# START OF Given material
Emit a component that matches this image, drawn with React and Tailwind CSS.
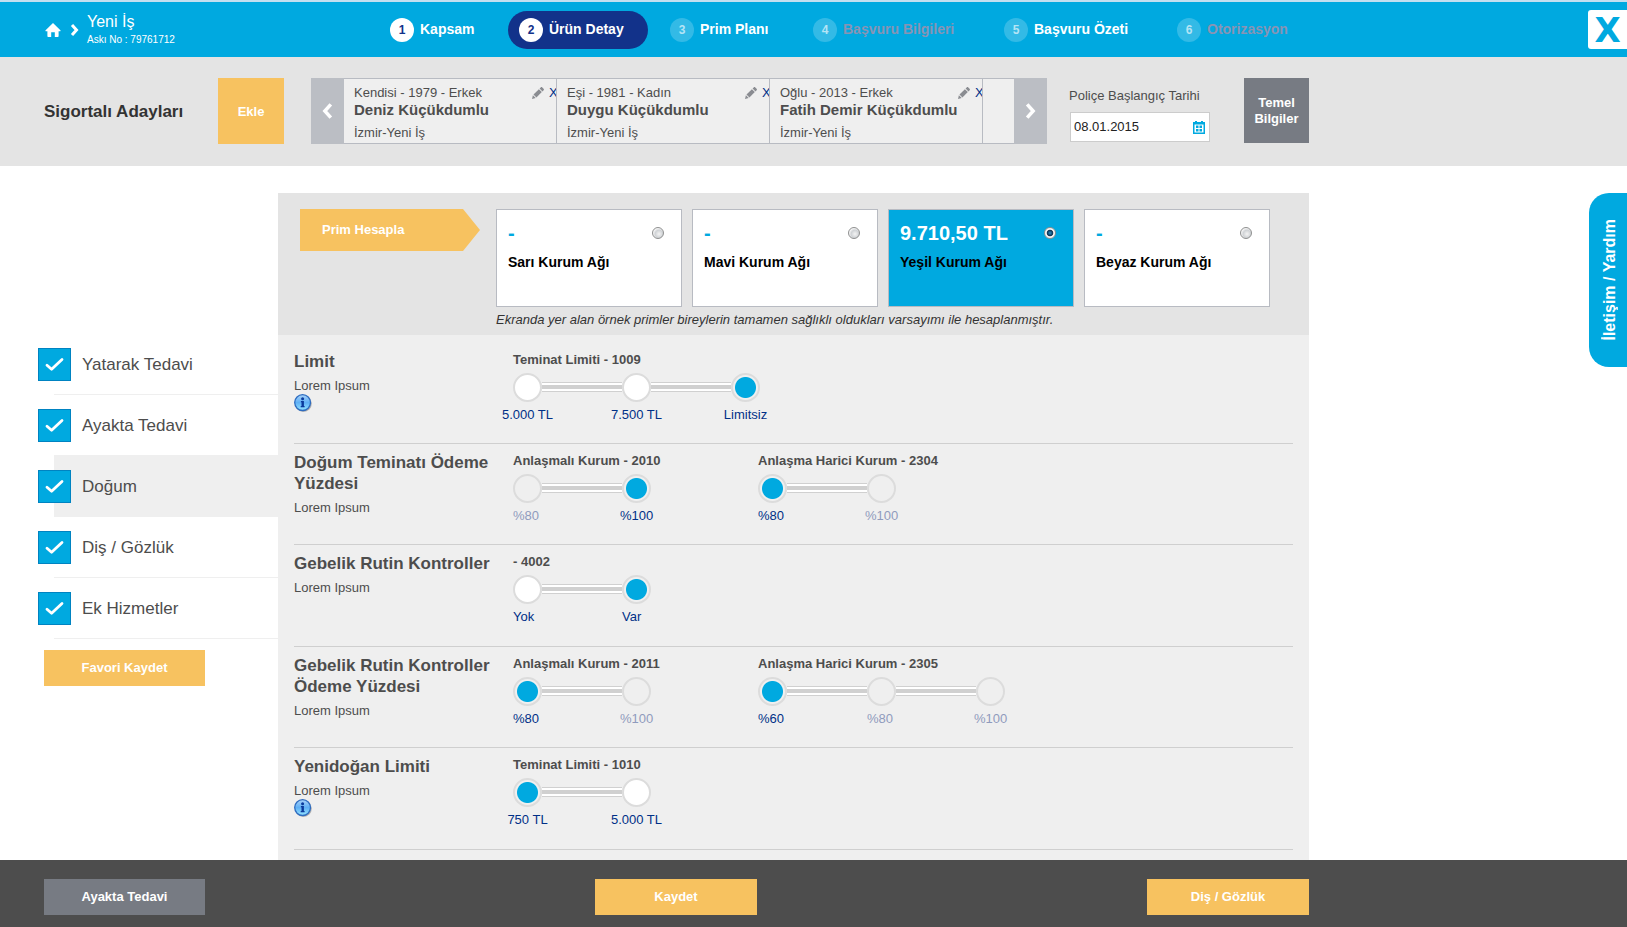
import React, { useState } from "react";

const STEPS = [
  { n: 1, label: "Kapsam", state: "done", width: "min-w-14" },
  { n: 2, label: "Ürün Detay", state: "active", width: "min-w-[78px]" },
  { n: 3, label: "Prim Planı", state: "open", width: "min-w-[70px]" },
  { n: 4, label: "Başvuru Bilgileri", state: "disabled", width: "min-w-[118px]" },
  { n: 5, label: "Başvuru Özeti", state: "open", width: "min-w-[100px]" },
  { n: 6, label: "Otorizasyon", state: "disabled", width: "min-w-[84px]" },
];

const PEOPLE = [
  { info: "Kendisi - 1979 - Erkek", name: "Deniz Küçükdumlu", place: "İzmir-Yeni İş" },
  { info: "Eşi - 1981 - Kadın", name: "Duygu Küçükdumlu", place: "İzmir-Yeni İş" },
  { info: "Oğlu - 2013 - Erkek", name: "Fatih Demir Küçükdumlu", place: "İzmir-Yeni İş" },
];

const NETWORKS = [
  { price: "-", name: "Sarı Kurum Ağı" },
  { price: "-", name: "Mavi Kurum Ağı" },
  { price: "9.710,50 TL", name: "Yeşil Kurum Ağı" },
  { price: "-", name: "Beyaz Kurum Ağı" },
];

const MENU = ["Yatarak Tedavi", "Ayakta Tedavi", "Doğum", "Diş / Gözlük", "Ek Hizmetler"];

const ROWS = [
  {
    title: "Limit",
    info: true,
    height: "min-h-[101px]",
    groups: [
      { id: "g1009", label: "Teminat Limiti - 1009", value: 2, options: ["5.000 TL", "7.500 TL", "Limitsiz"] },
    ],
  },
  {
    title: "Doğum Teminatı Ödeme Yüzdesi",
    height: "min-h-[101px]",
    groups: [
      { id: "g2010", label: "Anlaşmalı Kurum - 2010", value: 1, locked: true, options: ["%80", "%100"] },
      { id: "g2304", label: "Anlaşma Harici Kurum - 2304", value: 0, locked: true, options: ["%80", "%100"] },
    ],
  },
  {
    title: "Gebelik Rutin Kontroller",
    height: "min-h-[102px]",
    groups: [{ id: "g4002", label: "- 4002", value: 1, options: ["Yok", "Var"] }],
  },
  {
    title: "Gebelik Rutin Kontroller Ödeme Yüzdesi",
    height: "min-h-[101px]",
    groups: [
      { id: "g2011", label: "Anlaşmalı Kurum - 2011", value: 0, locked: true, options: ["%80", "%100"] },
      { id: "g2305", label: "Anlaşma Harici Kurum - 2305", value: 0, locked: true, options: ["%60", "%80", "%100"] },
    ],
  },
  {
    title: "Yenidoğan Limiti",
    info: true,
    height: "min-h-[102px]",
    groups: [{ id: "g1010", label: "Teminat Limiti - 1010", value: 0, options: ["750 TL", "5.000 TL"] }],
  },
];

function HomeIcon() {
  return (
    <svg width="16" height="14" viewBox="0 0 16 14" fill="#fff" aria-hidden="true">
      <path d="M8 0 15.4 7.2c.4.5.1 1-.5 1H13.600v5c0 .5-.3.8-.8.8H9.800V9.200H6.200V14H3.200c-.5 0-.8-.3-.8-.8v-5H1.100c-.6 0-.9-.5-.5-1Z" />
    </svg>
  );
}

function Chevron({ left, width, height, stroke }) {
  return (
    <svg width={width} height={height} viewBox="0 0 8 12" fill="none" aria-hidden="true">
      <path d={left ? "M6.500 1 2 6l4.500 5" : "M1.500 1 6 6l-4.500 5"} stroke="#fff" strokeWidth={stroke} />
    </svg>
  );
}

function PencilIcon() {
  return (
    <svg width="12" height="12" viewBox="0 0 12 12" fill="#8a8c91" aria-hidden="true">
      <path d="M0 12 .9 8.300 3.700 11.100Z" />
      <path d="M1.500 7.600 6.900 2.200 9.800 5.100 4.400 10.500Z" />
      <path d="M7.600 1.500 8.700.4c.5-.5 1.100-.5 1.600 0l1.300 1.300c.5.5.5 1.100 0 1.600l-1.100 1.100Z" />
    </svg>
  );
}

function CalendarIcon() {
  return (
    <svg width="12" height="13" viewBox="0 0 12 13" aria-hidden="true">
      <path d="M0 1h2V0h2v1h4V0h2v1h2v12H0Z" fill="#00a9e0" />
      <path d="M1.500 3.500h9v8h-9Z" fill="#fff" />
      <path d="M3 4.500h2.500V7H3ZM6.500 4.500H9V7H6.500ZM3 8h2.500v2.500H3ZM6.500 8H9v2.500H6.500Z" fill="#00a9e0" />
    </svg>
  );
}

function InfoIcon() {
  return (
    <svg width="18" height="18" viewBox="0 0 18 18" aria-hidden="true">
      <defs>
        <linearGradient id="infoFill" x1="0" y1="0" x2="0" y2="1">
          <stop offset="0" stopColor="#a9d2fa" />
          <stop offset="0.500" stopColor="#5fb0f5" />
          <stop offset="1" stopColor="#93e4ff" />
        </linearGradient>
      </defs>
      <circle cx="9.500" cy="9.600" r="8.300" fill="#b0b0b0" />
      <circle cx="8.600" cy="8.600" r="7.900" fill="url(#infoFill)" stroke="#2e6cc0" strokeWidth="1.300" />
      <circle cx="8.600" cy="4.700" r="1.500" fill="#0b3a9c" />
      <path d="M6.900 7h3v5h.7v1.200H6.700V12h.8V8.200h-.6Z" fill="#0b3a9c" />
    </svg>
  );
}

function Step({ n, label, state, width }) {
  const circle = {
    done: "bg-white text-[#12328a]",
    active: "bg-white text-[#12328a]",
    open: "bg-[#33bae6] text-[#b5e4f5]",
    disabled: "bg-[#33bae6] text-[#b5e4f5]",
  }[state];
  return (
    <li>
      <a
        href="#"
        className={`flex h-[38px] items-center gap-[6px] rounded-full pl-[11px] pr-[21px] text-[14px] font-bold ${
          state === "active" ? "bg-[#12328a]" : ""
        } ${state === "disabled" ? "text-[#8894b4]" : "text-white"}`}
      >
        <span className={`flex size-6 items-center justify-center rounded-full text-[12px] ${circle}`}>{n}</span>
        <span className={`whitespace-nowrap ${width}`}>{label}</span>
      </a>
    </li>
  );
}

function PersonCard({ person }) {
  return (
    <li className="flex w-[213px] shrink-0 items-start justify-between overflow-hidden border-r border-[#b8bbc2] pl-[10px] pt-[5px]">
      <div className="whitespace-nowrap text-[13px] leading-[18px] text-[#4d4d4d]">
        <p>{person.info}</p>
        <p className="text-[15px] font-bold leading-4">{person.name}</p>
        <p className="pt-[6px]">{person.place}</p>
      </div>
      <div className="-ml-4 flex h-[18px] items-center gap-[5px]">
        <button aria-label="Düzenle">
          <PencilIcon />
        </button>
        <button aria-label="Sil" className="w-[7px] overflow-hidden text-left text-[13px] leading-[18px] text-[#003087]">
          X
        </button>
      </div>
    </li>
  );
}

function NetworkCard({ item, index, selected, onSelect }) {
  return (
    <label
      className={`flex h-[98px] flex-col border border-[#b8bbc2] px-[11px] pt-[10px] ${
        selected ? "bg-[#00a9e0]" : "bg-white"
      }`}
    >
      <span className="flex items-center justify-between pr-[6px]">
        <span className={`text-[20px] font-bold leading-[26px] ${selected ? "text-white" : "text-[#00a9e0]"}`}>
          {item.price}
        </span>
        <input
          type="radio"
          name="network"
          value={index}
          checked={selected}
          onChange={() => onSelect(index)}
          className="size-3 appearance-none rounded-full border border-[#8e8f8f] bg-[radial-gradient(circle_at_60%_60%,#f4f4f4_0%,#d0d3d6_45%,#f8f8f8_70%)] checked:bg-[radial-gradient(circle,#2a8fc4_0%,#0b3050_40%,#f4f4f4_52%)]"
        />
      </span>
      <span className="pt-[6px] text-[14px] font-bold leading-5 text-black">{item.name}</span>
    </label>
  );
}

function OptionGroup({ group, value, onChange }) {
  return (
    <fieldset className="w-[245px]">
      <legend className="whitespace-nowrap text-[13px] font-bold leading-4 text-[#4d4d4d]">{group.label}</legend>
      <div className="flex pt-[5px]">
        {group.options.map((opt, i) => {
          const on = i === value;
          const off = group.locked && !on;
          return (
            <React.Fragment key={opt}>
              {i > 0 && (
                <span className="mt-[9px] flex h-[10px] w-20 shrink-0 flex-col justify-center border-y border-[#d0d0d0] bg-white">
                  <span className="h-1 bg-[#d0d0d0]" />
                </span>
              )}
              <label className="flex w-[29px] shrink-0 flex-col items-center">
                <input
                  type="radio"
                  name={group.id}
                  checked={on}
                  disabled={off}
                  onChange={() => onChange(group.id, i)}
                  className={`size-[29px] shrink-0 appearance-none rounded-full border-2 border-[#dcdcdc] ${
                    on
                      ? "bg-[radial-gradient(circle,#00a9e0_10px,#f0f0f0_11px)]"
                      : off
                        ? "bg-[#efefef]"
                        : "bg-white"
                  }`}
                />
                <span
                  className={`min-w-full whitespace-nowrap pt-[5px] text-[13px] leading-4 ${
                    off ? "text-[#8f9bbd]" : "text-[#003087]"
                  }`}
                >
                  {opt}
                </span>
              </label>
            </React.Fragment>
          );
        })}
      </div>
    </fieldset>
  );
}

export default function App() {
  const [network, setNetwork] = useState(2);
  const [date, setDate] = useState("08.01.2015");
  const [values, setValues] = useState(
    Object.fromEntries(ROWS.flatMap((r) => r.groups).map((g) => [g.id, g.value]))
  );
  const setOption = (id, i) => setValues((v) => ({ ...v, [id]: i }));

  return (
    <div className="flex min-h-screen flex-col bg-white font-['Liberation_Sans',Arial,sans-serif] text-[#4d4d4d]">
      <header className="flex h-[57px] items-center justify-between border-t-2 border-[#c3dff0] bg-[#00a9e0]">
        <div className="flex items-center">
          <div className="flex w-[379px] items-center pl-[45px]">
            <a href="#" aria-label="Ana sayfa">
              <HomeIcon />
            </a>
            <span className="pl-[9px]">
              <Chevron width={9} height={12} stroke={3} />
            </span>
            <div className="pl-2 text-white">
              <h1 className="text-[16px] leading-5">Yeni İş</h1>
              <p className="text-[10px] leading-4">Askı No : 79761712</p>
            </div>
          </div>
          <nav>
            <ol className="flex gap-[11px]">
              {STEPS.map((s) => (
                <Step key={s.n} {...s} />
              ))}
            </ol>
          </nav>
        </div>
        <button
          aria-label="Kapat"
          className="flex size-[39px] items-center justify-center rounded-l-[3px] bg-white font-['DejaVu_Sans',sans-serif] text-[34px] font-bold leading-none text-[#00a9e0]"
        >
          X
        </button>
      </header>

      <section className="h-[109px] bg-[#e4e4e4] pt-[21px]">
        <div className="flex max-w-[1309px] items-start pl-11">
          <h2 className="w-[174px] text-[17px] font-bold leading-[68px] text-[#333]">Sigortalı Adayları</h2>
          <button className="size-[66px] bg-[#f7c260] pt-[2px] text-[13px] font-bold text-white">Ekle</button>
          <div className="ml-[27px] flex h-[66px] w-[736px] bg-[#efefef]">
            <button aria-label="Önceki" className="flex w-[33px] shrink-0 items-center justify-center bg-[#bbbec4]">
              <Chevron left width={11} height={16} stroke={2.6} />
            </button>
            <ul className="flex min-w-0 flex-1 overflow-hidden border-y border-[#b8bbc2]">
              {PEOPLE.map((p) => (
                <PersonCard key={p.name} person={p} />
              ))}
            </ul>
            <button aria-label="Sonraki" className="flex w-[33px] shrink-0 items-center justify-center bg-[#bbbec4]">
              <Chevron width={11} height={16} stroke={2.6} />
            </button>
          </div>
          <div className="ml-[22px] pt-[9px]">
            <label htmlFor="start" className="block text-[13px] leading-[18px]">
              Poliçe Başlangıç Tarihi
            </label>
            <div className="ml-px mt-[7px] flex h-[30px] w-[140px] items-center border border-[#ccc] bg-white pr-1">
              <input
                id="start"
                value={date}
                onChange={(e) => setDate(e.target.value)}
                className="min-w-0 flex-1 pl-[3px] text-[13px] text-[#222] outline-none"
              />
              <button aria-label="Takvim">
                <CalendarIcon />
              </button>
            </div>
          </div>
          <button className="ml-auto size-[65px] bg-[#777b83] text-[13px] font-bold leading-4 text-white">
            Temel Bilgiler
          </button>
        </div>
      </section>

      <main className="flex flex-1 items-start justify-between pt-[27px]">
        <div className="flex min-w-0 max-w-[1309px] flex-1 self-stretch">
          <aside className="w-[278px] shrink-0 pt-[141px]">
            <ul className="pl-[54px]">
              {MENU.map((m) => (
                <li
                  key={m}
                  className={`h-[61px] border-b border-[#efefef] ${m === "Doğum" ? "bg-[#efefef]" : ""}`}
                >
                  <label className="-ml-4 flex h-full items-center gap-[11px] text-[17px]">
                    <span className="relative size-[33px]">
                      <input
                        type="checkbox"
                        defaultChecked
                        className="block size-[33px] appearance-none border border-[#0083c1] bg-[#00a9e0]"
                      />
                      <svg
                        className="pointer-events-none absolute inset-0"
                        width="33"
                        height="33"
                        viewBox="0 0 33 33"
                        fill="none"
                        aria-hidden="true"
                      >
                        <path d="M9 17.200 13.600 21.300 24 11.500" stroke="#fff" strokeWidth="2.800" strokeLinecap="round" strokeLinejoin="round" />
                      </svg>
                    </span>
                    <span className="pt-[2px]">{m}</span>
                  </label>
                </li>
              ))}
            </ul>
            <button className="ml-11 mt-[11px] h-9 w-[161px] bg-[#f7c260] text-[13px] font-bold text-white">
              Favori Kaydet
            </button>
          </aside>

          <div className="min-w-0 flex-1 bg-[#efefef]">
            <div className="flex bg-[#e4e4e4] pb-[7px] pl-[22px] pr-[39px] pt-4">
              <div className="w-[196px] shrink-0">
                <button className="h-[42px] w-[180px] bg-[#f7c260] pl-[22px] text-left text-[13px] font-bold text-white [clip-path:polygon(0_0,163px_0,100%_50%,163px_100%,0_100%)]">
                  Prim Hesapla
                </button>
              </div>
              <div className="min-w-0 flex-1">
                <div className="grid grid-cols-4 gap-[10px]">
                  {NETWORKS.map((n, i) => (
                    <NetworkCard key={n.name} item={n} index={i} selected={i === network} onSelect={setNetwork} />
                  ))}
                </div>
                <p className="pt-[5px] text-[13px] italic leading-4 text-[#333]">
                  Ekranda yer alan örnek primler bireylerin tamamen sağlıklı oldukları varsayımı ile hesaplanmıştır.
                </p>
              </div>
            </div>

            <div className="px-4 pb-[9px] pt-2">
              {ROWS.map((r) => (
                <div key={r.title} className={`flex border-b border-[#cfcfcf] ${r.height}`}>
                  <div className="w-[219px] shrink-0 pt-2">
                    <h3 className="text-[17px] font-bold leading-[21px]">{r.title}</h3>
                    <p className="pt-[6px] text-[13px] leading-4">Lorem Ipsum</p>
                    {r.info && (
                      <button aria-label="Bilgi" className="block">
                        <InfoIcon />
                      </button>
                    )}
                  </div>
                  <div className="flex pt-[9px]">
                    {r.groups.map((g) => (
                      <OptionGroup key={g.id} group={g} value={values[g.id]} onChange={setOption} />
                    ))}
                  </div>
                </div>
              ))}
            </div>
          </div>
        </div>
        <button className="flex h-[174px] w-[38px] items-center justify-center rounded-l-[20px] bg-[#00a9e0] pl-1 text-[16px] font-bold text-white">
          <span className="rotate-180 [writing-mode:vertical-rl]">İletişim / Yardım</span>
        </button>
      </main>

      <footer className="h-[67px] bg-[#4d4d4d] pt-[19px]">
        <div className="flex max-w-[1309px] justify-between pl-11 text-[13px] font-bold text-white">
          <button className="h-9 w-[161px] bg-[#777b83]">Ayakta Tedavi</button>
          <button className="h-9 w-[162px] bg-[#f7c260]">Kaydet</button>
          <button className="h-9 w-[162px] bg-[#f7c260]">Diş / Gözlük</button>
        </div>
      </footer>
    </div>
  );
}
# END OF Given material
- _What is asked_: Count every line above that holds the string "React" and give the total, nothing more.

- _Response_: 4